▸ **Task statement**
All of the data should be output character for character, except the pictures.

▸ **Data provided**
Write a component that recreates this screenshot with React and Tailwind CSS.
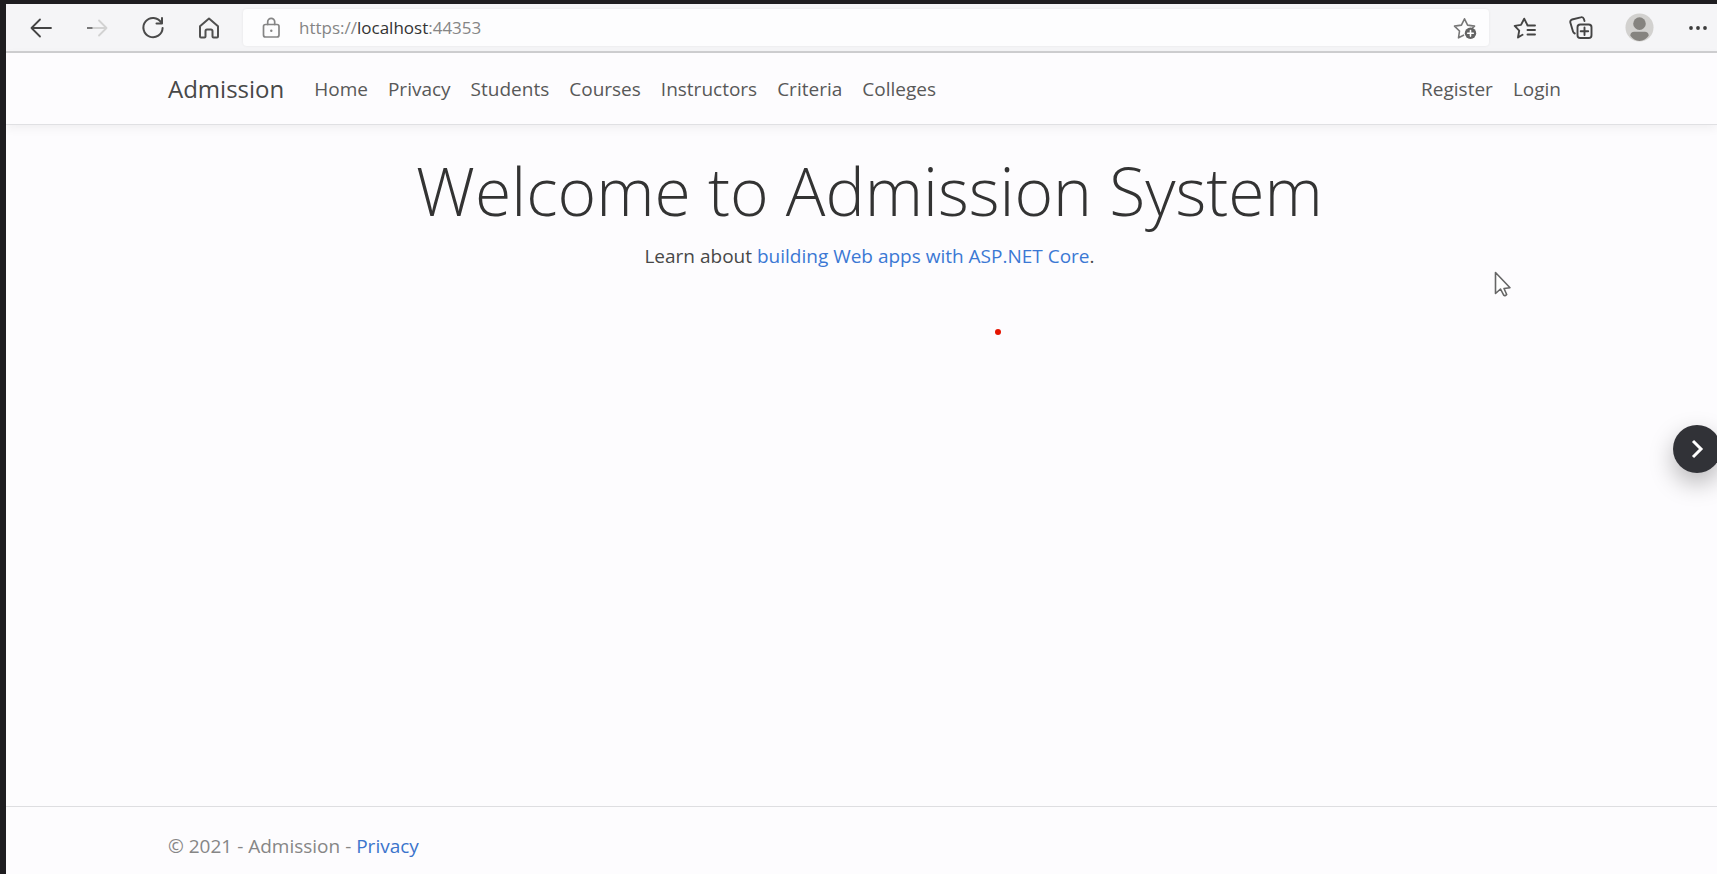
const navLinks = ["Home", "Privacy", "Students", "Courses", "Instructors", "Criteria", "Colleges"];

function Icon({ children, className = "", width = "1.8" }) {
  return (
    <svg
      viewBox="0 0 24 24"
      className={`size-6 shrink-0 ${className}`}
      fill="none"
      stroke="currentColor"
      strokeWidth={width}
      strokeLinecap="round"
      strokeLinejoin="round"
      aria-hidden="true"
    >
      {children}
    </svg>
  );
}

function ToolButton({ label, children }) {
  return (
    <button type="button" aria-label={label} className="flex h-10 w-14 shrink-0 items-center justify-center">
      {children}
    </button>
  );
}

function BrowserBar() {
  return (
    <div className="flex h-[49px] shrink-0 items-center border-b-2 border-[#cfcfd1] bg-[#f5f5f7] px-[7px]">
      <ToolButton label="Back">
        <Icon className="text-[#444]">
          <path d="M22 12H2.500M11 3.500 2.500 12l8.500 8.500" />
        </Icon>
      </ToolButton>
      <ToolButton label="Forward">
        <Icon className="text-[#d2d2d2]">
          <path d="M8 12h13.500M14 4.500l7.500 7.500-7.500 7.500" />
          <path d="M2 12h5.500" stroke="#6a6a6a" strokeLinecap="butt" />
        </Icon>
      </ToolButton>
      <ToolButton label="Refresh">
        <Icon className="text-[#4a4a4a]" width="2">
          <path d="M20.200 6.600A9.600 9.600 0 1 0 21.600 12" />
          <path d="M21 2v5.500h-5.500" />
        </Icon>
      </ToolButton>
      <ToolButton label="Home">
        <Icon className="text-[#505050]" width="2">
          <path d="M3 10.200 12 2.500l9 7.700v10.300a1 1 0 0 1-1 1h-3.500a1 1 0 0 1-1-1V15a1.500 1.500 0 0 0-1.500-1.500h-4A1.500 1.500 0 0 0 8.500 15v5.500a1 1 0 0 1-1 1H4a1 1 0 0 1-1-1z" />
        </Icon>
      </ToolButton>
      <div className="ml-1.5 flex h-[37px] min-w-0 flex-1 items-center rounded-[4px] bg-[#fdfdfe] pr-3 pl-4 shadow-[0_0_3px_rgba(0,0,0,0.07)]">
        <Icon className="text-[#858585]" width="1.7">
          <rect x="4.500" y="8.500" width="15.500" height="12.500" rx="2" />
          <path d="M8.700 8.500V5.800a3.500 3.500 0 0 1 7 0v2.700" />
          <circle cx="12.300" cy="14.800" r="1.200" fill="currentColor" stroke="none" />
        </Icon>
        <a href="https://localhost:44353" className="ml-4 text-[17px] leading-6 text-[#858585]">
          https://<span className="text-[#333]">localhost</span>:44353
        </a>
        <button type="button" aria-label="Add to favorites" className="ml-auto">
          <Icon className="text-[#777]" width="1.6">
            <path d="M10.500 19.200 5.500 21.800l1-6.800-5-4.900 6.900-1L11.500 2.800l3.100 6.300 6.900 1-2.200 2.200" />
            <circle cx="17.500" cy="17.300" r="5.700" fill="#636363" stroke="none" />
            <path d="M17.500 14.500v5.600M14.700 17.300h5.600" stroke="#fff" />
          </Icon>
        </button>
      </div>
      <div className="flex shrink-0 items-center pl-2">
        <ToolButton label="Favorites">
          <Icon className="text-[#444]" width="1.9">
            <path d="M9.500 18.800 5 21.500l1.200-6.900L1.700 9.900l6.300-1 3.200-6.200 3 6" />
            <path d="M14.500 9.500H22M14.500 14H22M14.500 18.500H22" />
          </Icon>
        </ToolButton>
        <ToolButton label="Collections">
          <Icon className="text-[#444]" width="1.9">
            <rect x="8.500" y="8.500" width="14" height="13.500" rx="2.800" fill="#f5f5f7" />
            <path d="M15.500 11.500v7.500M11.700 15.300h7.500" />
            <path d="M5.800 17.500a3 3 0 0 1-1.800-2L1.400 6.800a2.600 2.600 0 0 1 1.700-3.300l8.600-2.200a2.600 2.600 0 0 1 3.200 1.700l.6 2" />
          </Icon>
        </ToolButton>
        <button type="button" aria-label="Profile" className="ml-4 shrink-0">
          <svg viewBox="0 0 30 30" className="size-[29px]" aria-hidden="true">
            <circle cx="15" cy="15" r="14.500" fill="#d2d1cf" />
            <circle cx="15" cy="11" r="6.500" fill="#85837f" />
            <path d="M5.500 23.500a4 4 0 0 1 4-4.200h11a4 4 0 0 1 4 4.200A14 14 0 0 1 15 29a14 14 0 0 1-9.500-5.500z" fill="#85837f" />
          </svg>
        </button>
        <button type="button" aria-label="Settings and more" className="ml-8 shrink-0">
          <svg viewBox="0 0 24 24" className="size-6" fill="#3c3c3c" aria-hidden="true">
            <circle cx="5" cy="12" r="1.900" />
            <circle cx="12" cy="12" r="1.900" />
            <circle cx="19" cy="12" r="1.900" />
          </svg>
        </button>
      </div>
    </div>
  );
}

function Container({ children, className = "" }) {
  return (
    <div className="pl-4">
      <div className={`mx-auto max-w-[1403px] ${className}`}>{children}</div>
    </div>
  );
}

export default function App() {
  return (
    <div className="relative flex min-h-screen flex-col overflow-hidden border-t-4 border-l-6 border-[#1e1d20] bg-[#fdfcfe] font-['Open_Sans','Noto_Sans',sans-serif] text-[19px] leading-[30px] text-[#484848]">
      <BrowserBar />

      <header className="border-b border-[#e0e0e3] shadow-[0_3px_10px_rgba(0,0,0,0.06)]">
        <Container className="flex h-[71px] items-center">
          <a href="#home" className="mr-[30px] text-[24px] text-[#484848]">Admission</a>
          <nav className="flex flex-1 gap-5 text-[#585858]">
            {navLinks.map((label) => (
              <a key={label} href={`#${label.toLowerCase()}`}>{label}</a>
            ))}
          </nav>
          <div className="flex gap-5 pr-2.5 text-[#585858]">
            <a href="#register">Register</a>
            <a href="#login">Login</a>
          </div>
        </Container>
      </header>

      <main className="flex-1 pt-6 text-center">
        <Container>
          <h1 className="text-[66px] leading-[82px] font-light text-[#333]">Welcome to Admission System</h1>
          <p className="mt-2.5">
            Learn about{" "}
            <a href="#learn" className="text-[#3b78d4]">building Web apps with ASP.NET Core</a>.
          </p>
        </Container>
      </main>

      <footer className="border-t border-[#dedee1] text-[#868686]">
        <Container className="flex h-[67px] items-end pb-[13px]">
          <p>
            © 2021 - Admission - <a href="#privacy" className="text-[#3b74cc]">Privacy</a>
          </p>
        </Container>
      </footer>

      <span className="absolute top-[325px] left-[989px] size-1.5 rounded-full bg-[#e51400]" />

      <svg viewBox="0 0 18 27" className="absolute top-[267px] left-[1488px] h-[27px] w-[18px]" aria-hidden="true">
        <path
          d="M1.500 1.500v21l5-4.500 3.200 6.200q1.300 1.200 3-.7L10 17.500l6-.8z"
          fill="#fff"
          stroke="#666"
          strokeWidth="1.6"
          strokeLinejoin="round"
        />
      </svg>

      <button
        type="button"
        aria-label="Next"
        className="absolute top-[421px] -right-1 flex size-12 items-center justify-center rounded-full bg-[#313237] text-white shadow-[0_10px_24px_rgba(0,0,0,0.28)]"
      >
        <svg viewBox="0 0 24 24" className="size-6" fill="none" stroke="currentColor" strokeWidth="3" aria-hidden="true">
          <path d="M8 4 16 12l-8 8" />
        </svg>
      </button>
    </div>
  );
}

▸ **Exercise answer**
Write a component that recreates this screenshot with React and Tailwind CSS.
const navLinks = ["Home", "Privacy", "Students", "Courses", "Instructors", "Criteria", "Colleges"];

function Icon({ children, className = "", width = "1.8" }) {
  return (
    <svg
      viewBox="0 0 24 24"
      className={`size-6 shrink-0 ${className}`}
      fill="none"
      stroke="currentColor"
      strokeWidth={width}
      strokeLinecap="round"
      strokeLinejoin="round"
      aria-hidden="true"
    >
      {children}
    </svg>
  );
}

function ToolButton({ label, children }) {
  return (
    <button type="button" aria-label={label} className="flex h-10 w-14 shrink-0 items-center justify-center">
      {children}
    </button>
  );
}

function BrowserBar() {
  return (
    <div className="flex h-[49px] shrink-0 items-center border-b-2 border-[#cfcfd1] bg-[#f5f5f7] px-[7px]">
      <ToolButton label="Back">
        <Icon className="text-[#444]">
          <path d="M22 12H2.500M11 3.500 2.500 12l8.500 8.500" />
        </Icon>
      </ToolButton>
      <ToolButton label="Forward">
        <Icon className="text-[#d2d2d2]">
          <path d="M8 12h13.500M14 4.500l7.500 7.500-7.500 7.500" />
          <path d="M2 12h5.500" stroke="#6a6a6a" strokeLinecap="butt" />
        </Icon>
      </ToolButton>
      <ToolButton label="Refresh">
        <Icon className="text-[#4a4a4a]" width="2">
          <path d="M20.200 6.600A9.600 9.600 0 1 0 21.600 12" />
          <path d="M21 2v5.500h-5.500" />
        </Icon>
      </ToolButton>
      <ToolButton label="Home">
        <Icon className="text-[#505050]" width="2">
          <path d="M3 10.200 12 2.500l9 7.700v10.300a1 1 0 0 1-1 1h-3.500a1 1 0 0 1-1-1V15a1.500 1.500 0 0 0-1.500-1.500h-4A1.500 1.500 0 0 0 8.500 15v5.500a1 1 0 0 1-1 1H4a1 1 0 0 1-1-1z" />
        </Icon>
      </ToolButton>
      <div className="ml-1.5 flex h-[37px] min-w-0 flex-1 items-center rounded-[4px] bg-[#fdfdfe] pr-3 pl-4 shadow-[0_0_3px_rgba(0,0,0,0.07)]">
        <Icon className="text-[#858585]" width="1.7">
          <rect x="4.500" y="8.500" width="15.500" height="12.500" rx="2" />
          <path d="M8.700 8.500V5.800a3.500 3.500 0 0 1 7 0v2.700" />
          <circle cx="12.300" cy="14.800" r="1.200" fill="currentColor" stroke="none" />
        </Icon>
        <a href="https://localhost:44353" className="ml-4 text-[17px] leading-6 text-[#858585]">
          https://<span className="text-[#333]">localhost</span>:44353
        </a>
        <button type="button" aria-label="Add to favorites" className="ml-auto">
          <Icon className="text-[#777]" width="1.6">
            <path d="M10.500 19.200 5.500 21.800l1-6.800-5-4.900 6.900-1L11.500 2.800l3.100 6.300 6.900 1-2.200 2.200" />
            <circle cx="17.500" cy="17.300" r="5.700" fill="#636363" stroke="none" />
            <path d="M17.500 14.500v5.600M14.700 17.300h5.600" stroke="#fff" />
          </Icon>
        </button>
      </div>
      <div className="flex shrink-0 items-center pl-2">
        <ToolButton label="Favorites">
          <Icon className="text-[#444]" width="1.9">
            <path d="M9.500 18.800 5 21.500l1.200-6.900L1.700 9.900l6.300-1 3.200-6.200 3 6" />
            <path d="M14.500 9.500H22M14.500 14H22M14.500 18.500H22" />
          </Icon>
        </ToolButton>
        <ToolButton label="Collections">
          <Icon className="text-[#444]" width="1.9">
            <rect x="8.500" y="8.500" width="14" height="13.500" rx="2.800" fill="#f5f5f7" />
            <path d="M15.500 11.500v7.500M11.700 15.300h7.500" />
            <path d="M5.800 17.500a3 3 0 0 1-1.800-2L1.400 6.800a2.600 2.600 0 0 1 1.700-3.300l8.600-2.200a2.600 2.600 0 0 1 3.200 1.700l.6 2" />
          </Icon>
        </ToolButton>
        <button type="button" aria-label="Profile" className="ml-4 shrink-0">
          <svg viewBox="0 0 30 30" className="size-[29px]" aria-hidden="true">
            <circle cx="15" cy="15" r="14.500" fill="#d2d1cf" />
            <circle cx="15" cy="11" r="6.500" fill="#85837f" />
            <path d="M5.500 23.500a4 4 0 0 1 4-4.200h11a4 4 0 0 1 4 4.200A14 14 0 0 1 15 29a14 14 0 0 1-9.500-5.500z" fill="#85837f" />
          </svg>
        </button>
        <button type="button" aria-label="Settings and more" className="ml-8 shrink-0">
          <svg viewBox="0 0 24 24" className="size-6" fill="#3c3c3c" aria-hidden="true">
            <circle cx="5" cy="12" r="1.900" />
            <circle cx="12" cy="12" r="1.900" />
            <circle cx="19" cy="12" r="1.900" />
          </svg>
        </button>
      </div>
    </div>
  );
}

function Container({ children, className = "" }) {
  return (
    <div className="pl-4">
      <div className={`mx-auto max-w-[1403px] ${className}`}>{children}</div>
    </div>
  );
}

export default function App() {
  return (
    <div className="relative flex min-h-screen flex-col overflow-hidden border-t-4 border-l-6 border-[#1e1d20] bg-[#fdfcfe] font-['Open_Sans','Noto_Sans',sans-serif] text-[19px] leading-[30px] text-[#484848]">
      <BrowserBar />

      <header className="border-b border-[#e0e0e3] shadow-[0_3px_10px_rgba(0,0,0,0.06)]">
        <Container className="flex h-[71px] items-center">
          <a href="#home" className="mr-[30px] text-[24px] text-[#484848]">Admission</a>
          <nav className="flex flex-1 gap-5 text-[#585858]">
            {navLinks.map((label) => (
              <a key={label} href={`#${label.toLowerCase()}`}>{label}</a>
            ))}
          </nav>
          <div className="flex gap-5 pr-2.5 text-[#585858]">
            <a href="#register">Register</a>
            <a href="#login">Login</a>
          </div>
        </Container>
      </header>

      <main className="flex-1 pt-6 text-center">
        <Container>
          <h1 className="text-[66px] leading-[82px] font-light text-[#333]">Welcome to Admission System</h1>
          <p className="mt-2.5">
            Learn about{" "}
            <a href="#learn" className="text-[#3b78d4]">building Web apps with ASP.NET Core</a>.
          </p>
        </Container>
      </main>

      <footer className="border-t border-[#dedee1] text-[#868686]">
        <Container className="flex h-[67px] items-end pb-[13px]">
          <p>
            © 2021 - Admission - <a href="#privacy" className="text-[#3b74cc]">Privacy</a>
          </p>
        </Container>
      </footer>

      <span className="absolute top-[325px] left-[989px] size-1.5 rounded-full bg-[#e51400]" />

      <svg viewBox="0 0 18 27" className="absolute top-[267px] left-[1488px] h-[27px] w-[18px]" aria-hidden="true">
        <path
          d="M1.500 1.500v21l5-4.500 3.200 6.200q1.300 1.200 3-.7L10 17.500l6-.8z"
          fill="#fff"
          stroke="#666"
          strokeWidth="1.6"
          strokeLinejoin="round"
        />
      </svg>

      <button
        type="button"
        aria-label="Next"
        className="absolute top-[421px] -right-1 flex size-12 items-center justify-center rounded-full bg-[#313237] text-white shadow-[0_10px_24px_rgba(0,0,0,0.28)]"
      >
        <svg viewBox="0 0 24 24" className="size-6" fill="none" stroke="currentColor" strokeWidth="3" aria-hidden="true">
          <path d="M8 4 16 12l-8 8" />
        </svg>
      </button>
    </div>
  );
}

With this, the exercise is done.